In a time when yet another nut with a gun shot down an American congressman on a small-town baseball field symbolizing America's pastime because he disagreed with his politics, it was refreshing that in some civilized communities in small-town America like Hillcrest, the good citizens transformed the N-word into NO by choosing the ballot over the bullet.
And won by trouncing the racist loser Valerie Smith who tallied just 49 votes.
"I got to the polls at 9:30 AM and met all kinds of friends," says Lolita Pender. "All we talked about was Valerie Smith and we all voted against her. This hater brought a new unity to this community."
Her mother, Dorothy, said, "I met old friends at the voting place at night after work and we hugged and talked about this Smith lady, and we all voted against her. Valerie Smith tried to divide us with her N-word hate but she brought us together in love."
Bessie Caviness who lives across the street from Valerie Smith said that she was one of the few black people to shake Valerie Smith's hand at an emergency community meeting in the playground at the end of Windward Way after news stories publicized her hate speech.
"People asked how I could shake her hand," says Caviness, born and raised in the segregated American south before moving north to St. Albans, Queens, then Buffalo, and finally settling in Southampton.
"I did it because it was the Christian thing to do. As Michelle Obama said, 'When they go low, we go high.' The first time I shook Valerie Smith's hand was when we met on the street on October 8th and I told her it was my birthday.

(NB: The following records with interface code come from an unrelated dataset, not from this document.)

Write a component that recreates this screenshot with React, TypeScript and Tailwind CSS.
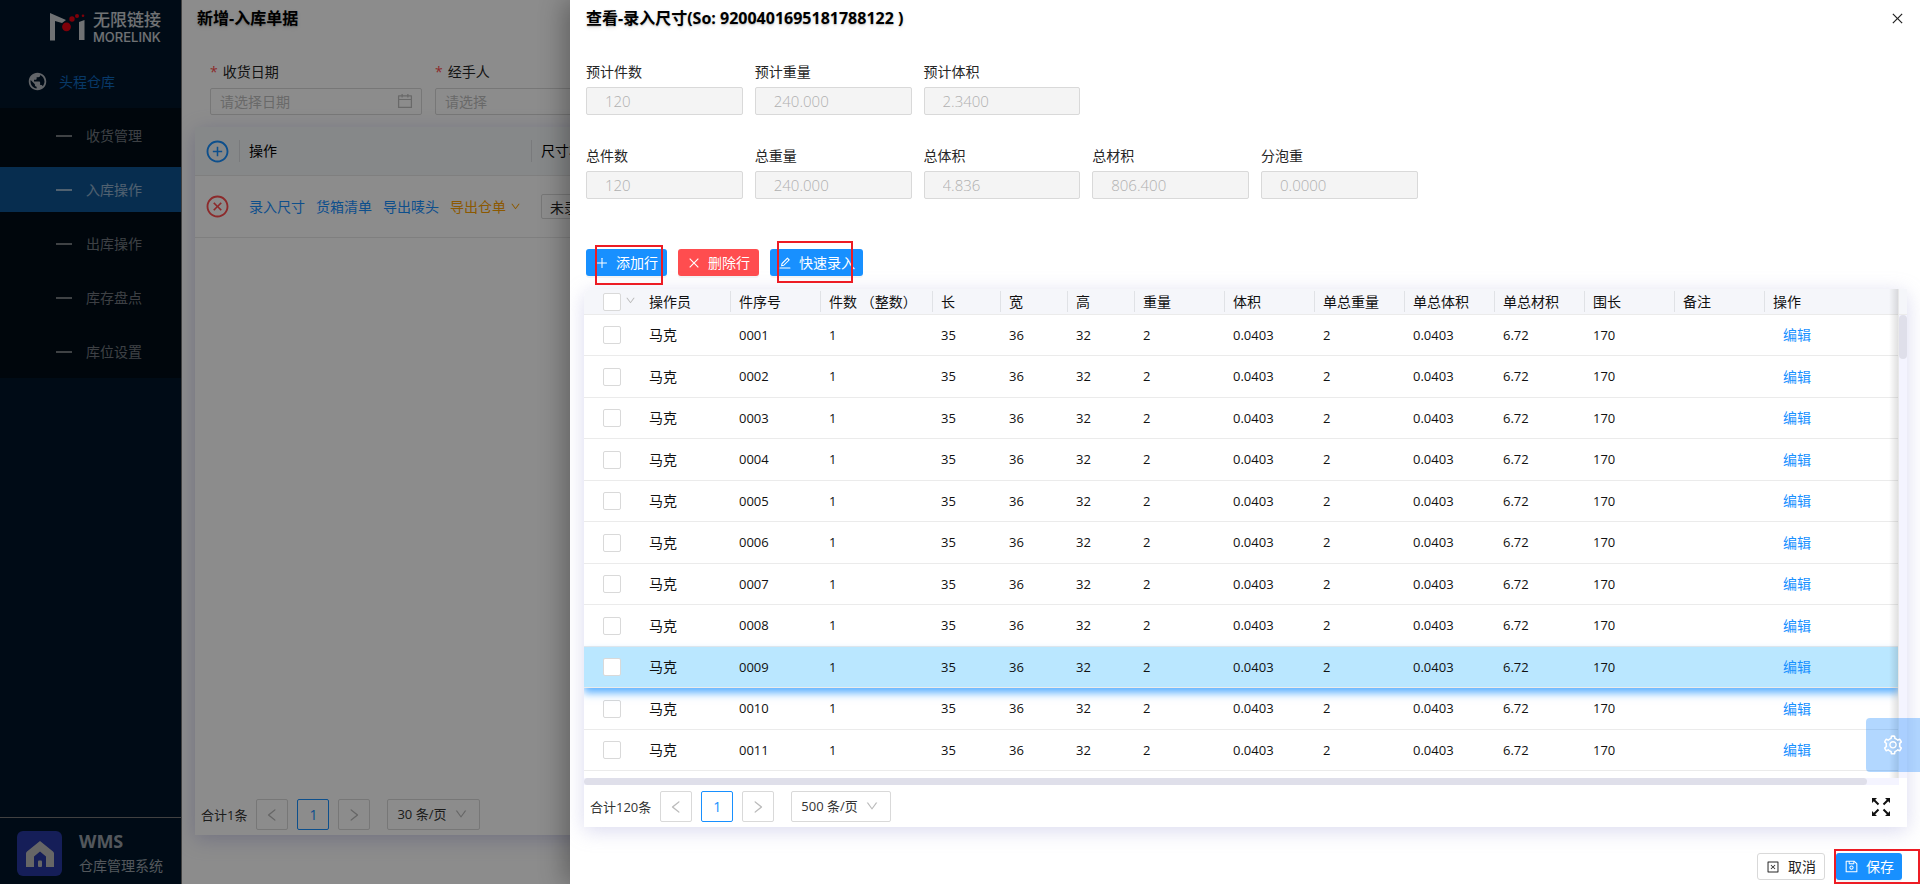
import React from "react";
import clsx from "clsx";
import {
  AiOutlineCalendar,
  AiOutlineClose,
  AiOutlineCloseCircle,
  AiOutlineCloseSquare,
  AiOutlineDown,
  AiOutlineEdit,
  AiOutlineLeft,
  AiOutlinePlus,
  AiOutlinePlusCircle,
  AiOutlineRight,
  AiOutlineSave,
  AiOutlineSetting,
} from "react-icons/ai";
import { MdPublic } from "react-icons/md";

const menuItems = ["收货管理", "入库操作", "出库操作", "库存盘点", "库位设置"];

const columns = [
  { title: "操作员", width: "w-[90px]" },
  { title: "件序号", width: "w-[90px]" },
  { title: "件数 （整数）", width: "w-[112px]" },
  { title: "长", width: "w-[68px]" },
  { title: "宽", width: "w-[67px]" },
  { title: "高", width: "w-[67px]" },
  { title: "重量", width: "w-[90px]" },
  { title: "体积", width: "w-[90px]" },
  { title: "单总重量", width: "w-[90px]" },
  { title: "单总体积", width: "w-[90px]" },
  { title: "单总材积", width: "w-[90px]" },
  { title: "围长", width: "w-[90px]" },
  { title: "备注", width: "w-[90px]" },
  { title: "操作", width: "" },
];

const rows = Array.from({ length: 11 }, (_, i) => ({
  operator: "马克",
  no: String(i + 1).padStart(4, "0"),
  values: ["1", "35", "36", "32", "2", "0.0403", "2", "0.0403", "6.72", "170", ""],
}));

const expected = [
  { id: "expected-count", label: "预计件数", value: "120" },
  { id: "expected-weight", label: "预计重量", value: "240.000" },
  { id: "expected-volume", label: "预计体积", value: "2.3400" },
];

const totals = [
  { id: "total-count", label: "总件数", value: "120" },
  { id: "total-weight", label: "总重量", value: "240.000" },
  { id: "total-volume", label: "总体积", value: "4.836" },
  { id: "total-material", label: "总材积", value: "806.400" },
  { id: "bubble-weight", label: "分泡重", value: "0.0000" },
];

const Logo = () => (
  <div className="flex items-center gap-2 pl-[50px] pt-[10px] text-white/80">
    <svg width="35" height="28" viewBox="0 0 35 28">
      <path d="M0 0 L16 7 L12 10 L5 8 V27.500 H0 Z" fill="currentColor" />
      <path d="M29 9 L34.500 7 V27 H29 Z" fill="currentColor" />
      <circle cx="16.500" cy="13.800" r="4.400" fill="#e60012" />
      <circle cx="22" cy="6" r="2.700" fill="#e60012" />
      <circle cx="27" cy="3" r="2" fill="#e60012" />
      <circle cx="33" cy="2.800" r="1.300" fill="#e60012" />
    </svg>
    <div>
      <div className="text-[17px] font-medium leading-5">无限链接</div>
      <div className="font-['Inter',sans-serif] text-[13px] font-medium leading-[14px]">
        MORELINK
      </div>
    </div>
  </div>
);

const HomeIcon = () => (
  <svg width="28" height="26" viewBox="0 0 28 26" fill="#bbb">
    <path
      fillRule="evenodd"
      d="M14 0 L27 10.500 Q28 11.400 28 12.500 V26 H20 V15.500 L14 10.500 L8 15.500 V26 H0 V12.500 Q0 11.400 1 10.500 Z"
    />
    <rect x="12" y="19.500" width="4" height="6.500" rx="1" />
  </svg>
);

const ExpandIcon = () => (
  <svg width="18" height="18" viewBox="0 0 18 18" stroke="#111" fill="#111">
    <path
      d="M2 2 L6.500 6.500 M16 2 L11.500 6.500 M2 16 L6.500 11.500 M16 16 L11.500 11.500"
      strokeWidth="2"
    />
    <path
      d="M0 0 H5 L0 5 Z M18 0 H13 L18 5 Z M0 18 H5 L0 13 Z M18 18 H13 L18 13 Z"
      stroke="none"
    />
  </svg>
);

const Sidebar = () => (
  <aside className="flex w-[182px] shrink-0 flex-col border-r border-[#777] bg-[#001529]">
    <div className="h-[55px]">
      <Logo />
    </div>
    <a href="#warehouse" className="flex h-[53px] items-center pl-[27px] text-[#1890ff]/70">
      <MdPublic className="size-[21px] text-white/70" />
      <span className="pl-[11px]">头程仓库</span>
    </a>
    <nav className="flex flex-col gap-[9px] bg-[#000c17] pb-1 pt-[5px]">
      {menuItems.map((item) => (
        <a
          key={item}
          href={`#${item}`}
          className={clsx(
            "flex h-[45px] items-center gap-[14px] pl-14",
            item === "入库操作" ? "bg-[#0e5290] text-white/55" : "text-white/45"
          )}
        >
          <span className="h-[2px] w-4 bg-current" />
          {item}
        </a>
      ))}
    </nav>
    <div className="mt-auto flex h-[67px] items-center gap-[17px] border-t border-[#777] pl-[17px] pt-[9px]">
      <span className="-mt-1 flex size-[45px] items-center justify-center rounded-md bg-[#2737a0]">
        <HomeIcon />
      </span>
      <div className="-mt-1 text-white/60">
        <div className="text-lg font-bold leading-6">WMS</div>
        <div className="leading-[26px]">仓库管理系统</div>
      </div>
    </div>
  </aside>
);

interface PaginationProps {
  total: string;
  size: string;
  name: string;
}

const Pagination = ({ total, size, name }: PaginationProps) => (
  <div className="flex h-[31px] items-center gap-[9px] text-[#333]">
    <span className="pt-[2px] text-[13px]">{total}</span>
    <button aria-label="上一页" className="flex h-[31px] w-8 items-center justify-center rounded-xs border border-[#d9d9d9] text-[#bbb]">
      <AiOutlineLeft className="size-4" />
    </button>
    <button className="h-[31px] w-8 rounded-xs border border-[#1890ff] text-[#1890ff]">1</button>
    <button aria-label="下一页" className="flex h-[31px] w-8 items-center justify-center rounded-xs border border-[#d9d9d9] text-[#bbb]">
      <AiOutlineRight className="size-4" />
    </button>
    <div className="relative ml-2">
      <select
        aria-label={name}
        className="h-[31px] appearance-none rounded-xs border border-[#d9d9d9] bg-transparent pl-[9px] pr-8 text-[13px]"
      >
        <option>{size}</option>
      </select>
      <AiOutlineDown className="pointer-events-none absolute right-3 top-2 size-[14px] text-[#bbb]" />
    </div>
  </div>
);

const RequiredLabel = ({ id, children }: { id: string; children: React.ReactNode }) => (
  <label htmlFor={id} className="mb-[5px] block leading-[22px] text-[#262626]">
    <span className="mr-[5px] text-[#ff4d4f]">*</span>
    {children}
  </label>
);

const ReceiptPage = () => (
  <main className="flex min-w-0 flex-1 flex-col overflow-hidden bg-white pb-[49px] pl-[13px]">
    <h1 className="h-9 pl-[2px] text-base font-bold leading-9 text-black text-shadow-md">
      新增-入库单据
    </h1>
    <div className="flex gap-[13px] pl-[15px] pt-[25px]">
      <div className="w-[212px]">
        <RequiredLabel id="receive-date">收货日期</RequiredLabel>
        <div className="relative">
          <input
            id="receive-date"
            placeholder="请选择日期"
            className="h-[27px] w-full rounded-xs border border-[#d9d9d9] px-[9px] placeholder:text-[#bfbfbf]"
          />
          <AiOutlineCalendar className="absolute right-2 top-1 size-[18px] text-[#bfbfbf]" />
        </div>
      </div>
      <div className="w-[212px]">
        <RequiredLabel id="handler">经手人</RequiredLabel>
        <input
          id="handler"
          placeholder="请选择"
          className="h-[27px] w-full rounded-xs border border-[#d9d9d9] px-[9px] placeholder:text-[#bfbfbf]"
        />
      </div>
    </div>
    <section className="mt-3 flex flex-1 flex-col rounded-t-lg pb-[5px] shadow-[0_4px_20px_rgba(150,150,210,0.45)]">
      <table className="w-full table-fixed border-separate border-spacing-0 text-left">
        <thead>
          <tr className="h-[49px] bg-[#f5f7fa] text-black">
            <th className="w-11 border-b border-[#e8e8e8] pl-[10px]">
              <button aria-label="新增" className="flex text-[#1890ff]">
                <AiOutlinePlusCircle className="size-[25px]" />
              </button>
            </th>
            <th className="w-[292px] border-b border-[#e8e8e8] font-normal">
              <div className="border-l border-[#dcdee2] pl-[9px] leading-[22px]">操作</div>
            </th>
            <th className="border-b border-[#e8e8e8] font-normal">
              <div className="border-l border-[#dcdee2] pl-[9px] leading-[22px]">尺寸状态</div>
            </th>
          </tr>
        </thead>
        <tbody>
          <tr className="h-[62px]">
            <td className="border-b border-[#e8e8e8] pl-[10px]">
              <button aria-label="移除" className="flex text-[#ff4d4f]">
                <AiOutlineCloseCircle className="size-[25px]" />
              </button>
            </td>
            <td className="border-b border-[#e8e8e8] pl-[10px]">
              <div className="flex items-center gap-[11px] text-[#1890ff]">
                <a href="#size">录入尺寸</a>
                <a href="#boxes">货箱清单</a>
                <a href="#marks">导出唛头</a>
                <a href="#receipt" className="flex items-center gap-1 text-[#ffa200]">
                  导出仓单
                  <AiOutlineDown className="size-[11px]" />
                </a>
              </div>
            </td>
            <td className="border-b border-[#e8e8e8] pl-[10px]">
              <input
                aria-label="尺寸状态"
                defaultValue="未录入"
                className="h-[25px] w-20 rounded-xs border border-[#d9d9d9] px-2 text-[#262626]"
              />
            </td>
          </tr>
        </tbody>
      </table>
      <div className="mt-auto pl-[6px]">
        <Pagination total="合计1条" size="30 条/页" name="每页条数" />
      </div>
    </section>
  </main>
);

const ReadonlyFields = ({ fields }: { fields: typeof totals }) => (
  <div className="-mr-1 grid grid-cols-8 gap-x-3">
    {fields.map((field) => (
      <div key={field.id}>
        <label htmlFor={field.id} className="mb-1 block leading-[22px] text-[#262626]">
          {field.label}
        </label>
        <input
          id={field.id}
          disabled
          value={field.value}
          className="block h-7 w-full rounded-xs border border-[#d9d9d9] bg-[#f4f4f4] px-[18px] text-[15px] font-light text-[#b0b0b0]"
        />
      </div>
    ))}
  </div>
);

const buttonStyles =
  "flex h-[27px] items-center gap-[7px] rounded-[3px] text-white shadow-[0_2px_0_rgba(0,0,0,0.04)]";

const SizeTable = () => (
  <div className="flex flex-1">
    <div className="relative flex flex-1 flex-col overflow-hidden">
      <table className="w-full table-fixed border-separate border-spacing-0 text-left text-[#111]">
        <thead>
          <tr className="h-[26px] bg-[#f5f6fa]">
            <th className="w-14 rounded-tl-lg border-b border-[#ebebeb] pl-[19px]">
              <div className="flex gap-1">
                <input
                  type="checkbox"
                  aria-label="全选"
                  className="size-[18px] shrink-0 appearance-none rounded-xs border border-[#d9d9d9] bg-white"
                />
                <AiOutlineDown className="mt-[2px] size-[11px] shrink-0 text-[#bbb]" />
              </div>
            </th>
            {columns.map((column, i) => (
              <th key={column.title + i} className={clsx("border-b border-[#ebebeb] font-normal", column.width)}>
                <div
                  className={clsx(
                    "whitespace-nowrap border-l pl-2 leading-[21px]",
                    i === 0 ? "border-transparent" : "border-[#e0e2e6]"
                  )}
                >
                  {column.title}
                </div>
              </th>
            ))}
          </tr>
        </thead>
        <tbody>
          {rows.map((row) => (
            <tr
              key={row.no}
              className={clsx(
                "odd:h-[41px] even:h-[42px] [&>td]:border-b [&>td]:border-[#ebebeb]",
                row.no === "0009" &&
                  "relative bg-[#bae7ff] shadow-[0_5px_8px_rgba(24,144,255,0.7)]"
              )}
            >
              <td className="pl-[19px]">
                <input
                  type="checkbox"
                  aria-label={row.no}
                  className="block size-[18px] appearance-none rounded-xs border border-[#d9d9d9] bg-white"
                />
              </td>
              <td className="pl-[9px]">{row.operator}</td>
              <td className="pl-[9px] text-[13px]">{row.no}</td>
              {row.values.map((value, i) => (
                <td key={i} className="pl-[9px] text-[13px]">
                  {value}
                </td>
              ))}
              <td className="pl-[19px]">
                <a href={`#edit-${row.no}`} className="text-[#1890ff]">
                  编辑
                </a>
              </td>
            </tr>
          ))}
        </tbody>
      </table>
      {/* shade of the fixed column */}
      <div className="pointer-events-none absolute inset-y-0 right-0 w-[10px] border-r border-[#e8e8e8] bg-linear-to-r from-transparent to-black/12" />
    </div>
    <div className="flex w-2 flex-col">
      <div className="h-[26px] border-b border-[#ebebeb] bg-[#f5f6fa]" />
      <div className="flex-1 bg-[#f4f4ff]">
        <div className="h-11 rounded-full bg-[#dfdfea]" />
      </div>
    </div>
  </div>
);

const SizeDrawer = () => (
  <section className="absolute inset-y-0 left-[570px] right-0 flex flex-col overflow-hidden bg-white pb-1 shadow-[-6px_0_24px_rgba(0,0,0,0.3)]">
    <header className="flex h-9 items-center justify-between pl-4 pr-[15px]">
      <h2 className="text-base font-bold text-black text-shadow-md">
        查看-录入尺寸(So: 9200401695181788122 )
      </h2>
      <button aria-label="关闭" className="text-[#222]">
        <AiOutlineClose className="size-[15px]" />
      </button>
    </header>

    <form className="flex flex-col gap-[30px] pl-4 pt-[25px]">
      <ReadonlyFields fields={expected} />
      <ReadonlyFields fields={totals} />
    </form>

    <div className="mt-[50px] flex gap-[11px] pl-4">
      <div className="relative">
        <button className={clsx(buttonStyles, "bg-[#1890ff] px-[9px]")}>
          <AiOutlinePlus className="size-[14px]" />
          添加行
        </button>
        <div className="pointer-events-none absolute -top-1 left-[9px] h-10 w-[68px] border-2 border-[#ed1c24]" />
      </div>
      <button className={clsx(buttonStyles, "bg-[#ff4d4f] px-[9px]")}>
        <AiOutlineClose className="size-[14px]" />
        删除行
      </button>
      <div className="relative">
        <button className={clsx(buttonStyles, "bg-[#1890ff] px-2")}>
          <AiOutlineEdit className="size-[14px]" />
          快速录入
        </button>
        <div className="pointer-events-none absolute -top-2 left-[7px] h-[42px] w-[76px] border-2 border-[#ed1c24]" />
      </div>
    </div>

    <div className="ml-[14px] mr-[13px] mt-[13px] flex flex-1 flex-col rounded-t-lg bg-white pb-[5px] shadow-[0_4px_20px_rgba(150,150,210,0.35)]">
      <SizeTable />
      <div className="mr-2 bg-[#f4f4ff]">
        <div className="mr-8 h-[7px] rounded-full bg-[#dfdfea]" />
      </div>
      <div className="mt-[6px] flex items-center justify-between pl-[6px] pr-[17px]">
        <Pagination total="合计120条" size="500 条/页" name="每页件数" />
        <button aria-label="全屏">
          <ExpandIcon />
        </button>
      </div>
    </div>

    <footer className="mt-[26px] flex justify-end gap-[11px] pr-[18px]">
      <button className="flex h-[27px] items-center gap-2 rounded-[3px] border border-[#d9d9d9] px-2 text-[#262626]">
        <AiOutlineCloseSquare className="size-[14px]" />
        取消
      </button>
      <div className="relative">
        <button className={clsx(buttonStyles, "bg-[#1890ff] px-2")}>
          <AiOutlineSave className="size-[15px]" />
          保存
        </button>
        <div className="pointer-events-none absolute -left-[2px] -top-1 h-[35px] w-[86px] border-2 border-[#ed1c24]" />
      </div>
    </footer>

    <button
      aria-label="设置"
      className="absolute bottom-28 right-0 flex h-[54px] w-[54px] items-center justify-center rounded-l-[4px] bg-[#007bff]/30 text-white"
    >
      <AiOutlineSetting className="size-[22px]" />
    </button>
  </section>
);

export default function App() {
  return (
    <div className="relative flex min-h-screen overflow-hidden font-['Open_Sans','Noto_Sans_CJK_SC',sans-serif] text-sm">
      <Sidebar />
      <ReceiptPage />
      <div className="absolute inset-0 bg-black/45" />
      <SizeDrawer />
    </div>
  );
}
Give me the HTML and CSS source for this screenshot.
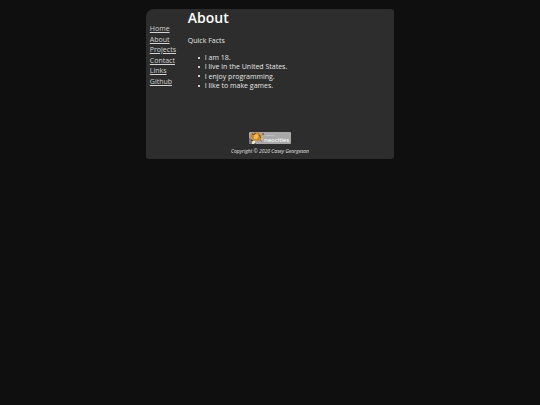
FILE: index.html
```html
<!DOCTYPE html>
<html lang="en">
<head>
    <meta charset="UTF-8">
    <meta name="viewport" content="width=device-width, initial-scale=1.0">
    <title>About</title>
    <link rel="stylesheet" href="styles.css">
</head>
<body>
    <div class="container">
        <div class="columns">
            <nav class="sidebar">
                <a href="index.html">Home</a>
                <a href="about.html">About</a>
                <a href="projects.html">Projects</a>
                <a href="contact.html">Contact</a>
                <a href="links.html">Links</a>
                <a href="github.html">Github</a>
            </nav>
            <main class="content">
                <h1>About</h1>
                <p>Quick Facts</p>
                <ul>
                    <li>I am 18.</li>
                    <li>I live in the United States.</li>
                    <li>I enjoy programming.</li>
                    <li>I like to make games.</li>
                </ul>
            </main>
        </div>
        <footer class="footer">
            <a class="badge" href="https://neocities.org" aria-label="Hosted by Neocities">
                <svg width="42" height="12" viewBox="0 0 42 12">
                    <rect width="42" height="12" rx="1" fill="#a9a9a9"/>
                    <path d="M0 6l3 1 2 5H0z" fill="#777"/>
                    <path d="M2 2l2 0 1-2 2 1 3-1 1 2 2 2-1 4-3 1-3-1-2 2-1-4-2-1z" fill="#c98a2b"/>
                    <path d="M5 3l3-1 2 2-2 3-3 0z" fill="#efb65a"/>
                    <path d="M3 1l1 2 3-2M10 3l2 3" fill="none" stroke="#7a4e16" stroke-width="1"/>
                    <path d="M3 9h3v3H3z" fill="#f0eadc"/>
                    <path d="M2 8l2 1M5 12h2M12 8l1 2" stroke="#4a3423" stroke-width="1"/>
                    <path d="M14 1v2" stroke="#7d2430" stroke-width="1"/>
                    <path d="M13 4v6" stroke="#d8c6ac" stroke-width="1"/>
                    <text class="badge-small" x="16" y="4">hosted by</text>
                    <text class="badge-name" x="15" y="10">neocities</text>
                </svg>
            </a>
            <p class="copyright">Copyright © 2020 Casey Georgeson</p>
        </footer>
    </div>
</body>
</html>
```

FILE: styles.css
```css
body {
    margin: 9px 0;
    background-color: #0f0f0f;
    color: #e6e6e6;
    font-family: "Open Sans", sans-serif;
    font-size: 7px;
}
.container {
    width: 46%;
    margin: 0 auto;
    background-color: #2d2d2d;
    border-radius: 8px 3px 3px 3px;
}
.columns {
    display: flex;
    min-height: 123px;
}
.sidebar {
    display: flex;
    flex-direction: column;
    align-items: flex-start;
    flex: 0 0 38px;
    padding: 15px 0 0 4px;
}
.sidebar a {
    color: #d3d3d3;
    line-height: 1.5;
}
.content {
    flex: 1;
}
h1 {
    margin: 0 0 9px;
    color: #fff;
    font-size: 14px;
    font-weight: 600;
    line-height: 18px;
}
p {
    margin: 0;
    line-height: 10px;
}
ul {
    margin: 7px 0 0;
    padding-left: 10px;
    list-style: none;
    line-height: 1.33;
}
li {
    display: flex;
    align-items: center;
    gap: 5px;
}
li::before {
    content: "";
    width: 2px;
    height: 2px;
    border-radius: 1px;
    background-color: #fff;
}
.footer {
    padding-bottom: 3px;
    text-align: center;
}
.badge svg {
    display: block;
    margin: 0 auto;
}
.badge-small {
    fill: #e0e0e0;
    font-size: 2px;
}
.badge-name {
    fill: #fff;
    font-family: "Noto Sans", sans-serif;
    font-size: 6px;
}
.copyright {
    margin-top: 2px;
    font-size: 5px;
    font-style: italic;
}
```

She said it was her birthday, too. We shook hands and wished each other 'Happy Birthday.' Then all this evil N-word stuff came out and I was deeply offended, especially when I heard she had used it on young people. I remember what that feels like."
Bessie says she thought she had left those Jim Crow days behind in the segregated Hanes City, Florida, of the early 1960s.
"But for a sad few those hate-filled days are not behind us," she says. "So I shook her hand after she made an unconvincing apology. I decided to be the bigger person and forgive her because it's the Christian thing to do. I forgive. But I do not forget. On Friday I used that same hand I used to shake her hand to vote against Valerie Smith. I met all kinds of beautiful people at the polls who did the same. This neighborhood is more energized, united, and full of love than ever because we came together to reject one sad and lonely woman who thought hate would win. Well, it didn't."
Because good American citizens redefined the N-word into a NO.